New Mexico is an arid, desert land and for a long time people avoided it as an inhospitable place. Living there was unthinkable; the Indians managed by living along the rivers and providing extensive irrigation. Now, a reverse is in order and Hispanics and Indians account for only a small part of the 1.3 million people of New Mexico because the snowbirds have discovered the benefits of living in the sunbelt. Huge wood and glass solar homes climb the mountainsides and the affluent are taking these picturesque sites while many of the Indians still live below poverty levels. Health care and social services are still inadequate...and the encroaching settlements of the rich and famous are threatening the Native American culture. There's a great increase in pollution and traffic problems, real estate has soared in cost, and the desert ecology is threatened...but most of all, water. The supply may soon be inadequate for the greatly increased number of people are a great strain on an already pressed supply.

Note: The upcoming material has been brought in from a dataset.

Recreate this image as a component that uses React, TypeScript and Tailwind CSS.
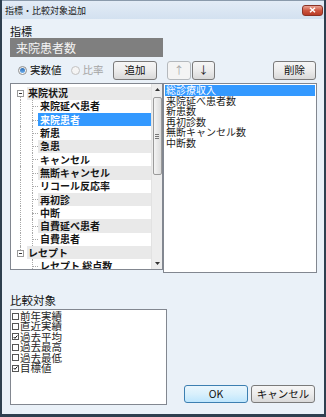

Traditionally, Pueblo Indians have been the finest artisans, THE artists of all American Indians. They have created large engineering projects, they are fine architects, they are tanners and weavers, and shrewd and enterprising traders. Their shops and cultural centers are filled with remarkable displays of silver and turquoise jewelry, leather work, paintings, shell work, etc.
As one stands in the small chapel at Pueblo Laguna, there is a strong sense of the continuity of life. It is the same life force that emanates from the megaliths at Stonehenge and Easter Island; there is a feeling of awe at the power and resources of an ancient people who seemed determined to ACCOMPLISH against all odds. These people all had different ancestors, different cultures, but they had a oneness of spirit. Surviving against formidable obstacles, they not only lived their daily routines but they also left behind definite statements about themselves. There is something admirable about those who consider there are aspects of life beyond the basics of eating, sleeping, procreating...that they must also have something for the spirit. The small chapel at Pueblo Laguna says something of that to me.